What needs to be done
Exactly as written, retype the listing below, omitting the pictures.

:::

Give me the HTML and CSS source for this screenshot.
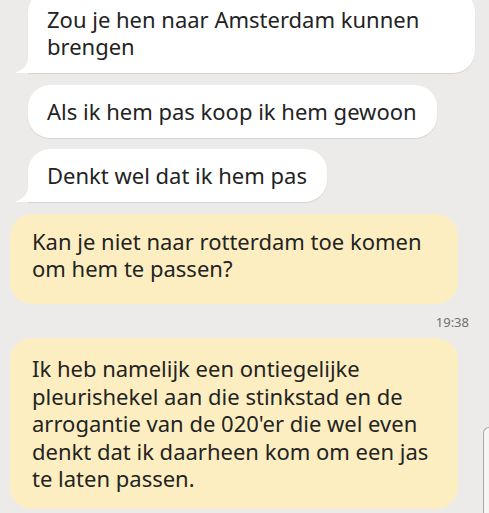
FILE: index.html
```html
<!DOCTYPE html>
<html lang="nl">
<head>
<meta charset="utf-8">
<title>Chat</title>
<link rel="stylesheet" href="styles.css">
</head>
<body>
<div class="chat">
  <div class="msg in first tail">Zou je hen naar Amsterdam kunnen<br>brengen</div>
  <div class="msg in">Als ik hem pas koop ik hem gewoon</div>
  <div class="msg in tail">Denkt wel dat ik hem pas</div>
  <div class="msg out">Kan je niet naar rotterdam toe komen<br>om hem te passen?</div>
  <div class="time">19:38</div>
  <div class="msg out big">Ik heb namelijk een ontiegelijke<br>pleurishekel aan die stinkstad en de<br>arrogantie van de 020'er die wel even<br>denkt dat ik daarheen kom om een jas<br>te laten passen.</div>
</div>
<div class="edge-box"></div>
</body>
</html>
```

FILE: styles.css
```css
html, body {
  margin: 0;
  padding: 0;
}
body {
  width: 489px;
  height: 513px;
  overflow: hidden;
  background: #edebe9;
  font-family: "Noto Sans", "Open Sans", sans-serif;
  color: #232323;
  position: relative;
}
.chat {
  display: flex;
  flex-direction: column;
  align-items: flex-start;
  margin-top: -10px;
}
.msg {
  position: relative;
  font-size: 22px;
  line-height: 27px;
  white-space: nowrap;
  box-sizing: border-box;
}
.msg.in {
  background: #ffffff;
  margin-left: 28px;
  padding: 13px 20px 13px 19px;
  border-radius: 22px;
  margin-bottom: 11px;
  box-shadow: 0 1px 1px rgba(0,0,0,0.10);
}
.msg.first {
  width: 447px;
  padding-top: 16px;
  padding-bottom: 13px;
  margin-bottom: 12px;
}
.msg.tail {
  border-bottom-left-radius: 0;
}
.msg.tail::before {
  content: "";
  position: absolute;
  left: -13px;
  bottom: 0;
  width: 14px;
  height: 16px;
  background: #ffffff;
  clip-path: path('M13 0 C13 8 8 13 0 16 L14 16 L14 0 Z');
}
.msg.out {
  background: #fdeec1;
  margin-left: 10px;
  width: 448px;
  padding: 14px 20px 22px 22px;
  border-radius: 22px;
  margin-top: 1px;
}
.msg.big {
  line-height: 27.5px;
  padding-top: 17px;
  padding-bottom: 16px;
  margin-top: 0;
}
.time {
  align-self: stretch;
  text-align: right;
  font-size: 13px;
  line-height: 18px;
  color: #6f6f6f;
  padding-right: 20px;
  margin: 9px 0 7px;
}
.edge-box {
  position: absolute;
  left: 483px;
  top: 427px;
  width: 5px;
  bottom: 0;
  border: 1px solid #a9a8a7;
  border-right: none;
  border-bottom: none;
  border-top-left-radius: 6px;
  background: #f5f4f3;
}
```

:::

The reply
Give me the HTML and CSS source for this screenshot.
FILE: index.html
```html
<!DOCTYPE html>
<html lang="nl">
<head>
<meta charset="utf-8">
<title>Chat</title>
<link rel="stylesheet" href="styles.css">
</head>
<body>
<div class="chat">
  <div class="msg in first tail">Zou je hen naar Amsterdam kunnen<br>brengen</div>
  <div class="msg in">Als ik hem pas koop ik hem gewoon</div>
  <div class="msg in tail">Denkt wel dat ik hem pas</div>
  <div class="msg out">Kan je niet naar rotterdam toe komen<br>om hem te passen?</div>
  <div class="time">19:38</div>
  <div class="msg out big">Ik heb namelijk een ontiegelijke<br>pleurishekel aan die stinkstad en de<br>arrogantie van de 020'er die wel even<br>denkt dat ik daarheen kom om een jas<br>te laten passen.</div>
</div>
<div class="edge-box"></div>
</body>
</html>
```

FILE: styles.css
```css
html, body {
  margin: 0;
  padding: 0;
}
body {
  width: 489px;
  height: 513px;
  overflow: hidden;
  background: #edebe9;
  font-family: "Noto Sans", "Open Sans", sans-serif;
  color: #232323;
  position: relative;
}
.chat {
  display: flex;
  flex-direction: column;
  align-items: flex-start;
  margin-top: -10px;
}
.msg {
  position: relative;
  font-size: 22px;
  line-height: 27px;
  white-space: nowrap;
  box-sizing: border-box;
}
.msg.in {
  background: #ffffff;
  margin-left: 28px;
  padding: 13px 20px 13px 19px;
  border-radius: 22px;
  margin-bottom: 11px;
  box-shadow: 0 1px 1px rgba(0,0,0,0.10);
}
.msg.first {
  width: 447px;
  padding-top: 16px;
  padding-bottom: 13px;
  margin-bottom: 12px;
}
.msg.tail {
  border-bottom-left-radius: 0;
}
.msg.tail::before {
  content: "";
  position: absolute;
  left: -13px;
  bottom: 0;
  width: 14px;
  height: 16px;
  background: #ffffff;
  clip-path: path('M13 0 C13 8 8 13 0 16 L14 16 L14 0 Z');
}
.msg.out {
  background: #fdeec1;
  margin-left: 10px;
  width: 448px;
  padding: 14px 20px 22px 22px;
  border-radius: 22px;
  margin-top: 1px;
}
.msg.big {
  line-height: 27.5px;
  padding-top: 17px;
  padding-bottom: 16px;
  margin-top: 0;
}
.time {
  align-self: stretch;
  text-align: right;
  font-size: 13px;
  line-height: 18px;
  color: #6f6f6f;
  padding-right: 20px;
  margin: 9px 0 7px;
}
.edge-box {
  position: absolute;
  left: 483px;
  top: 427px;
  width: 5px;
  bottom: 0;
  border: 1px solid #a9a8a7;
  border-right: none;
  border-bottom: none;
  border-top-left-radius: 6px;
  background: #f5f4f3;
}
```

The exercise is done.